By studying the chemical composition of the lava fountain, the research team proposes that the lava fountaining resulted from pressure cycles within a shallow, magma-filled cavity. As magma ascended, the increasing gas content led to the formation of a foam layer at the cavity’s roof. The collapse of this layer and the subsequent rise and expansion of gas bubbles created the dynamic overpressure driving the fountains.
This new understanding challenges traditional models of lava fountaining, which often emphasize the role of rapid magma ascent and gas-magma flow dynamics. The study at Fagradalsfjall points to a more complex interplay of factors, including magma degassing at shallow depths and the build-up and release of pressure in near-surface cavities.
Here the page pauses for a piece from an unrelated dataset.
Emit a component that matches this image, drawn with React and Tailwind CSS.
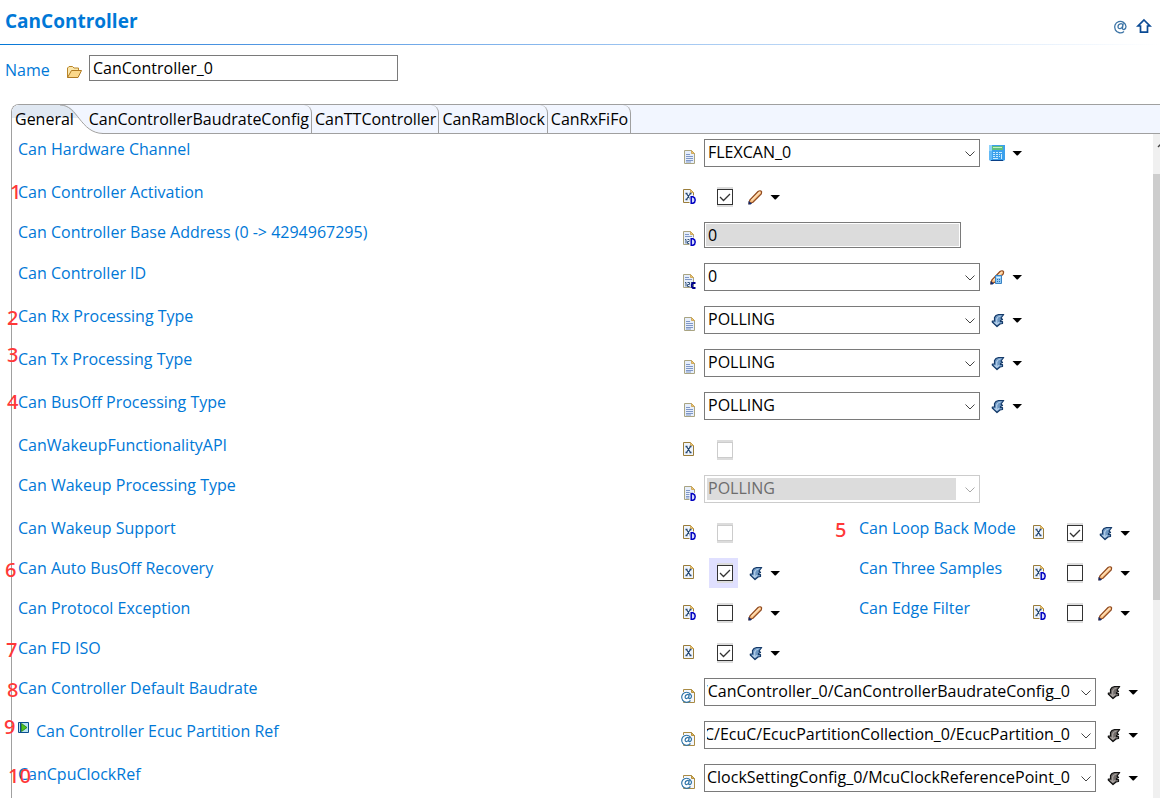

Fagradalsfjall is a rare type of volcano formed when lava erupts through a thick ice sheet. However, the findings from Fagradalsfjall have broad implications for our understanding of volcanic behavior, particularly in basaltic eruptions — as is the case here. They highlight the importance of near-surface processes and the role of gas dynamics in shaping eruption styles. Future research could focus on the geometry of shallow magma plumbing systems and their role in different volcanic settings.
This study not only unravels the mystery behind the Fagradalsfjall volcano’s unique behavior but also sets the stage for further exploration into the depths of volcanic phenomena. The continued study of such dynamic natural processes is crucial for advancing our knowledge of Earth’s geology and improving our ability to forecast and mitigate the impacts of volcanic eruptions.
The findings were reported in the journal Nature Communications.